Why Essential Living should need help to build homes it will be letting at handsome profit in a booming property market is not clear, particularly when the Tower will not provide any social rented housing (there will be a meagre 29 units of so-called ‘affordable rent’ instead). There will be 159 units for shared ownership, provided without any government grant, but if the developer is getting subsidy instead for its private rented homes then it’s hardly needed. The public purse will be paying for the free-market housing that pays for the affordable housing, which seems to make the developer a bit redundant from our point of view - why bother with the middle man? There is a chance that some money may be recouped on the initial land cost; one of the GLA’s objectives is ‘a land payment at the earliest opportunity representing best value for the GLA but on a partial deferred basis’ – how much this will be remains to be seen; Elephant land values have varied wildly.


MIPIM

After bad press following its developer-funded visit last year, Southwark very wisely pulled out of last week’s developer jamboree known as the MIPIM event in Cannes on the French riviera. Housing campaigners from all over Europe protested against the sale of our cities, particularly by our public authorities as related in this Guardian article. Those from London were organised by the Radical Housing Network and included Campaigners from Southwark.


Strata Tower occupation

Closer to home there was more radical action against MIPIM, when Southwark Tenants occupied a flat in the infamous Strata Tower to protest against social cleansing and Strataspheric private rents, and housing activists protested outside City Hall.

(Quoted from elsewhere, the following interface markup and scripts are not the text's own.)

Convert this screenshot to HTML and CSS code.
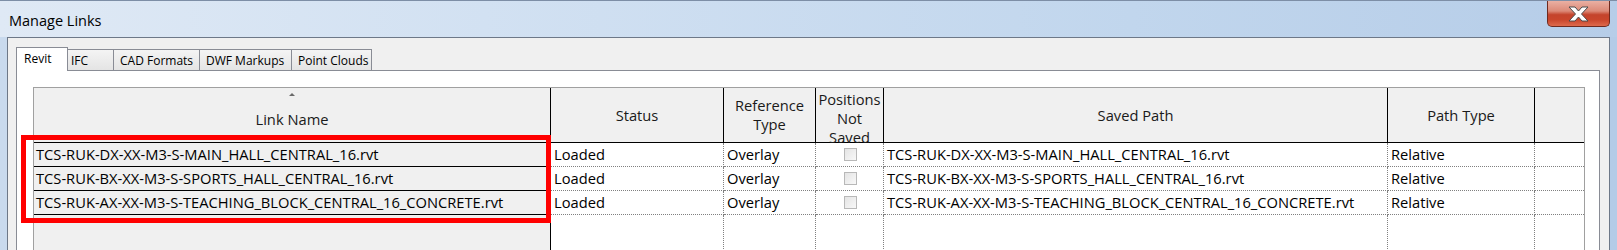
FILE: index.html
```html
<!DOCTYPE html>
<html lang="en">
<head>
    <meta charset="UTF-8">
    <title>Manage Links</title>
    <link rel="stylesheet" href="styles.css">
</head>
<body>

    <div class="window">
        <div class="titlebar">
            <div class="title">Manage Links</div>
            <div class="close-btn">
                <svg width="21" height="16" viewBox="0 0 21 16">
                    <polygon points="1,1 7,1 10.5,5 14,1 20,1 13.5,8 20,15 14,15 10.5,11 7,15 1,15 7.5,8" fill="#fff" stroke="#4b4b4b" stroke-width="1"/>
                </svg>
            </div>
        </div>

        <div class="client">
            <div class="tabs">
                <div class="tab active tab-revit">Revit</div>
                <div class="tab tab-ifc">IFC</div>
                <div class="tab tab-cad">CAD Formats</div>
                <div class="tab tab-dwf">DWF Markups</div>
                <div class="tab tab-pc">Point Clouds</div>
            </div>

            <div class="tab-page">
                <div class="grid">
                    <!-- header -->
                    <div class="hd hd-sorted"><span class="sort-arrow"></span>Link Name</div>
                    <div class="hd">Status</div>
                    <div class="hd">Reference<br>Type</div>
                    <div class="hd hd-tall">Positions<br>Not<br>Saved</div>
                    <div class="hd">Saved Path</div>
                    <div class="hd">Path Type</div>
                    <div class="hd last"></div>

                    <!-- rows -->
                    <div class="nm">TCS-RUK-DX-XX-M3-S-MAIN_HALL_CENTRAL_16.rvt</div>
                    <div class="cl">Loaded</div>
                    <div class="cl">Overlay</div>
                    <div class="cl chk-cell"><span class="chk"></span></div>
                    <div class="cl">TCS-RUK-DX-XX-M3-S-MAIN_HALL_CENTRAL_16.rvt</div>
                    <div class="cl">Relative</div>
                    <div class="cl last"></div>

                    <div class="nm">TCS-RUK-BX-XX-M3-S-SPORTS_HALL_CENTRAL_16.rvt</div>
                    <div class="cl">Loaded</div>
                    <div class="cl">Overlay</div>
                    <div class="cl chk-cell"><span class="chk"></span></div>
                    <div class="cl">TCS-RUK-BX-XX-M3-S-SPORTS_HALL_CENTRAL_16.rvt</div>
                    <div class="cl">Relative</div>
                    <div class="cl last"></div>

                    <div class="nm">TCS-RUK-AX-XX-M3-S-TEACHING_BLOCK_CENTRAL_16_CONCRETE.rvt</div>
                    <div class="cl">Loaded</div>
                    <div class="cl">Overlay</div>
                    <div class="cl chk-cell"><span class="chk"></span></div>
                    <div class="cl">TCS-RUK-AX-XX-M3-S-TEACHING_BLOCK_CENTRAL_16_CONCRETE.rvt</div>
                    <div class="cl">Relative</div>
                    <div class="cl last"></div>

                    <!-- empty space under the rows -->
                    <div class="nm fill"></div>
                    <div class="cl fill"></div>
                    <div class="cl fill"></div>
                    <div class="cl fill"></div>
                    <div class="cl fill"></div>
                    <div class="cl fill"></div>
                    <div class="cl fill last"></div>

                    <div class="highlight"></div>
                </div>
            </div>
        </div>
    </div>

</body>
</html>
```

FILE: styles.css
```css
body {
    margin: 0;
    overflow: hidden;
    font-family: "Open Sans", "Liberation Sans", sans-serif;
    background: #fff;
}
.window {
    width: 1617px;
    height: 250px;
    overflow: hidden;
    box-sizing: border-box;
    border-top: 1px solid #7d8ea6;
    background: linear-gradient(to right, #c9daee, #bcd1ea 50%, #b4cbe7);
}
.titlebar {
    height: 36px;
    display: flex;
    justify-content: space-between;
    align-items: flex-start;
    background: linear-gradient(to right, #dfe9f5, #d2e1f2 30%, #c1d6ed 70%, #b6cde8);
}
.title {
    padding: 10px 0 0 9px;
    font-size: 14.5px;
    line-height: 20px;
    color: #000;
}
.close-btn {
    width: 63px;
    height: 26px;
    margin-right: 7px;
    box-sizing: border-box;
    border: 1px solid #6e2a1f;
    border-top: none;
    border-radius: 0 0 5px 5px;
    background: linear-gradient(to bottom, #eab0a3 0%, #dc8a78 40%, #c4442c 55%, #c9462c 75%, #de6a4c 100%);
    display: flex;
    align-items: center;
    justify-content: center;
}
.close-btn svg {
    margin-top: 1px;
}
/* dialog client area */
.client {
    margin: 0 7px;
    border: 1px solid #6d7888;
    background: #f0f0f0;
    padding: 9px 9px 0 8px;
    height: 300px;
}
.tabs {
    display: flex;
    align-items: flex-end;
    height: 23px;
}
.tab {
    box-sizing: border-box;
    height: 21px;
    padding: 4px 0 0 6px;
    font-size: 12px;
    line-height: 14px;
    color: #000;
    border: 1px solid #898c95;
    border-bottom: none;
    border-left: none;
    background: linear-gradient(to bottom, #f4f4f4, #e4e4e4);
}
.tab.active {
    height: 24px;
    margin-bottom: -1px;
    padding-left: 7px;
    border-left: 1px solid #898c95;
    background: #fff;
    position: relative;
    z-index: 1;
}
.tab-revit { width: 52px; }
.tab-ifc { width: 46px; padding-left: 3px; }
.tab-cad { width: 86px; }
.tab-dwf { width: 92px; }
.tab-pc { width: 80px; }

.tab-page {
    border: 1px solid #898c95;
    background: #fff;
    padding: 16px 14px 0 16px;
    height: 300px;
}
/* Links grid */
.grid {
    position: relative;
    display: grid;
    grid-template-columns: 517px 173px 92px 68px 504px 147px 49px;
    border: 1px solid #a0a0a0;
    font-size: 14.7px;
    color: #000;
}
.hd {
    position: relative;
    box-sizing: border-box;
    height: 55px;
    background: #f0f0f0;
    border-right: 1px solid #000;
    border-bottom: 1px solid #000;
    display: flex;
    align-items: center;
    justify-content: center;
    text-align: center;
    line-height: 19px;
    color: #1a1a1a;
}
.hd-sorted {
    padding-top: 8px;
}
.hd-tall {
    align-items: flex-start;
    padding-top: 2px;
}
.hd.last {
    border-right: none;
}
.sort-arrow {
    position: absolute;
    top: 5px;
    left: 50%;
    margin-left: -3px;
    border-left: 3px solid transparent;
    border-right: 3px solid transparent;
    border-bottom: 3px solid #6a6a6a;
}
.nm, .cl {
    box-sizing: border-box;
    height: 24px;
    padding: 0 2px;
    line-height: 22px;
    white-space: nowrap;
    overflow: hidden;
}
.nm {
    background: #f0f0f0;
    border-right: 1px solid #000;
    border-bottom: 1px solid #000;
}
.cl {
    background: #fff;
    border-right: 1px dotted #808080;
    border-bottom: 1px dotted #808080;
    padding-left: 3px;
}
.cl.last {
    border-right: none;
}
.fill {
    height: 80px;
    border-bottom: none;
}
.chk-cell {
    display: flex;
    align-items: center;
    justify-content: center;
}
.chk {
    width: 13px;
    height: 13px;
    box-sizing: border-box;
    border: 1px solid #b8b8b8;
    background: linear-gradient(to bottom right, #e4e4e4, #f8f8f8);
}
.highlight {
    position: absolute;
    left: -13px;
    top: 47px;
    width: 530px;
    height: 88px;
    box-sizing: border-box;
    border: 5px solid #ff0000;
}
```
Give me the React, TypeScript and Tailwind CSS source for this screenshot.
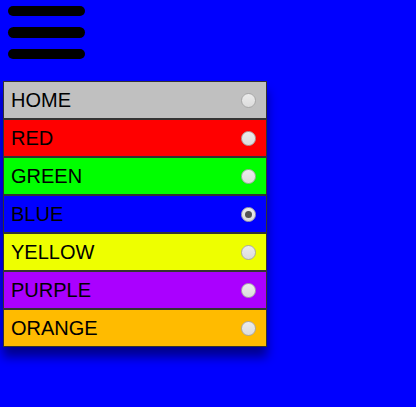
const items = [
  { label: 'HOME', bg: 'bg-[#c0c0c0]' },
  { label: 'RED', bg: 'bg-[#ff0000]' },
  { label: 'GREEN', bg: 'bg-[#00ff00]' },
  { label: 'BLUE', bg: 'bg-[#0000ff]', checked: true },
  { label: 'YELLOW', bg: 'bg-[#eeff00]' },
  { label: 'PURPLE', bg: 'bg-[#aa00ff]' },
  { label: 'ORANGE', bg: 'bg-[#ffbb00]' },
];

function Radio({ checked }: { checked?: boolean }) {
  return (
    <span className="w-[15px] h-[15px] rounded-full border border-[#a8a8a8] bg-gradient-to-b from-[#ececec] to-[#dcdcdc] flex items-center justify-center">
      {checked && <span className="w-[7px] h-[7px] rounded-full bg-[#555]" />}
    </span>
  );
}

export default function App() {
  return (
    <div className="w-[416px] h-[407px] bg-[#0000ff] overflow-hidden font-['Liberation_Sans',Arial,sans-serif]">
      {/* hamburger */}
      <div className="pt-[5.5px] pl-[8px] flex flex-col gap-[11px]">
        <div className="w-[77px] h-[10.5px] rounded-full bg-black" />
        <div className="w-[77px] h-[10.5px] rounded-full bg-black" />
        <div className="w-[77px] h-[10.5px] rounded-full bg-black" />
      </div>

      {/* menu */}
      <div className="mt-[22px] ml-[3px] w-[264px] border border-[#333] bg-[#333] flex flex-col gap-[2px] shadow-[0_10px_10px_rgba(0,0,0,0.45)]">
        {items.map((item) => (
          <div key={item.label} className={`${item.bg} h-[36px] flex items-center justify-between pl-[7px] pr-[10px]`}>
            <span className="text-[20px] text-black leading-none">{item.label}</span>
            <Radio checked={item.checked} />
          </div>
        ))}
      </div>
    </div>
  );
}
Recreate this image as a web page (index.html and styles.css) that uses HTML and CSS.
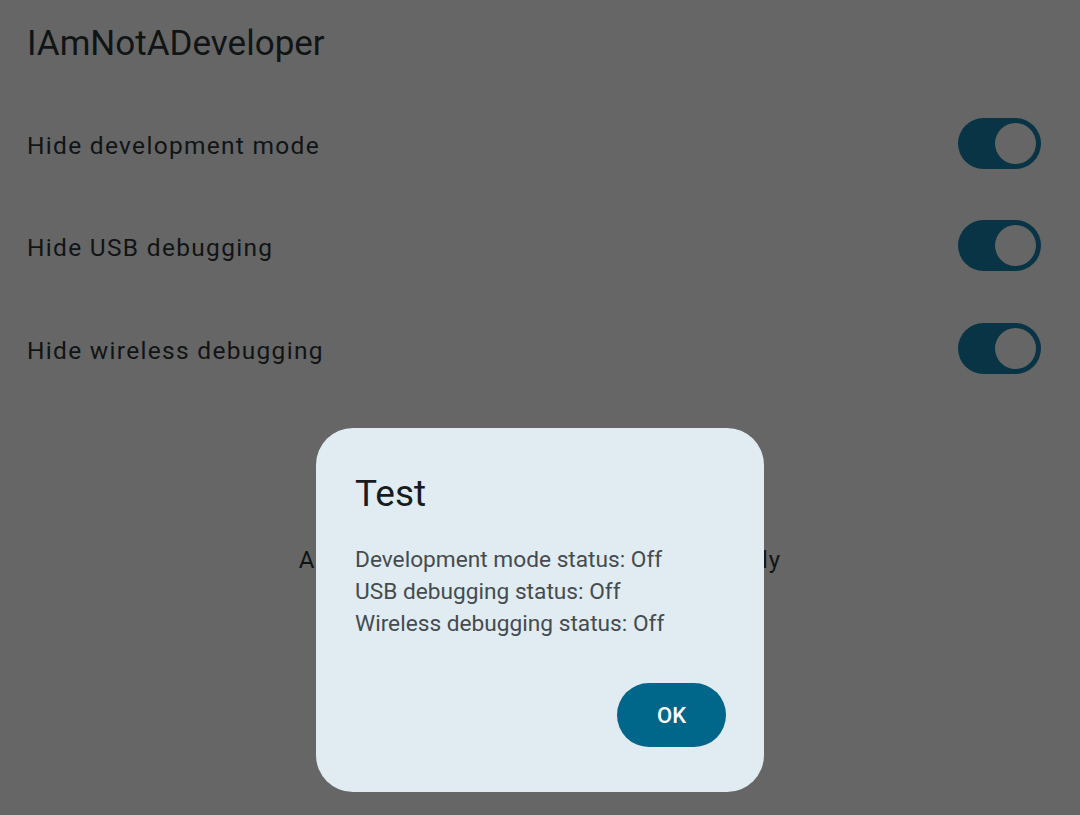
FILE: index.html
```html
<!DOCTYPE html>
<html lang="en">

<head>
    <meta charset="UTF-8">
    <meta name="viewport" content="width=device-width, initial-scale=1.0">
    <title>IAmNotADeveloper</title>
    <link rel="stylesheet" href="styles.css">
</head>

<body>

    <div class="app">
        <h1 class="title">IAmNotADeveloper</h1>

        <div class="row">
            <span class="label">Hide development mode</span>
            <span class="switch"><span class="thumb"></span></span>
        </div>
        <div class="row">
            <span class="label">Hide USB debugging</span>
            <span class="switch"><span class="thumb"></span></span>
        </div>
        <div class="row">
            <span class="label">Hide wireless debugging</span>
            <span class="switch"><span class="thumb"></span></span>
        </div>

        <p class="note">Apps must be restarted to apply correctly</p>
    </div>

    <!-- dialogo encima de todo -->
    <div class="scrim">
        <div class="dialog">
            <h2 class="dialog-title">Test</h2>
            <div class="dialog-text">
                <div>Development mode status: Off</div>
                <div>USB debugging status: Off</div>
                <div>Wireless debugging status: Off</div>
            </div>
            <div class="dialog-actions">
                <button class="ok">OK</button>
            </div>
        </div>
    </div>

</body>

</html>
```

FILE: styles.css
```css
body {
    margin: 0;
    font-family: Roboto, "Noto Sans", sans-serif;
    background-color: #666666;
    height: 815px;
    overflow: hidden;
}

.app {
    padding: 0 39px 0 27px;
    color: #111415;
}

.title {
    margin: 0;
    padding-top: 22px;
    height: 70px;
    font-size: 35px;
    font-weight: 400;
    line-height: 44px;
}

.row {
    display: flex;
    align-items: center;
    justify-content: space-between;
    height: 102.5px;
}

.label {
    font-size: 24.5px;
    letter-spacing: 1.3px;
    padding-top: 4px;
}

.switch {
    width: 83px;
    height: 51px;
    border-radius: 26px;
    background-color: #083446;
    display: flex;
    align-items: center;
    justify-content: flex-end;
    padding-right: 5px;
    box-sizing: border-box;
}

.thumb {
    width: 41px;
    height: 41px;
    border-radius: 50%;
    background-color: #666666;
}

.note {
    margin: 146px 0 0;
    text-align: center;
    font-size: 24px;
    letter-spacing: 1.05px;
    padding-left: 12px;
}

.scrim {
    position: absolute;
    top: 0;
    left: 0;
    right: 0;
    bottom: 0;
    display: flex;
    justify-content: center;
    align-items: flex-start;
    padding-top: 428px;
}

.dialog {
    width: 448px;
    height: 364px;
    box-sizing: border-box;
    background-color: #e0ebf2;
    border-radius: 37px;
    padding: 41px 38px 0 39px;
}

.dialog-title {
    margin: 0;
    font-size: 37px;
    font-weight: 400;
    line-height: 50px;
    color: #191c1e;
}

.dialog-text {
    margin-top: 25px;
    font-size: 22.7px;
    line-height: 32px;
    color: #454b50;
}

.dialog-actions {
    display: flex;
    justify-content: flex-end;
    margin-top: 43px;
}

.ok {
    width: 109px;
    height: 64px;
    border: none;
    border-radius: 32px;
    background-color: #00668a;
    color: #ffffff;
    font-family: Roboto, sans-serif;
    font-size: 22px;
    font-weight: 500;
}
```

TfL - Northern Roundabout Plans

The long-promised public consultation on TFL’s plans for Elephant & Castle’s northern roundabout started last week. The new plans have unlocked the delayed development of the shopping centre and the new transport layout will have a critical impact on the Elephant’s regeneration. There are critical local voices though - the SOS campaign (Save our Subways) is canvassing local views through this website: http://elephantandcastleroundabout.org/

TFL will be holding an exhibition where the public will have an opportunity to view detailed maps of the scheme and speak to its designers.

The exhibition will take place at:Typo Cafe, London College of Communication, Elephant & Castle, London SE1 6SB

Saturday 29 March 11:30 – 15:30

The consultation closes 30 April 2014.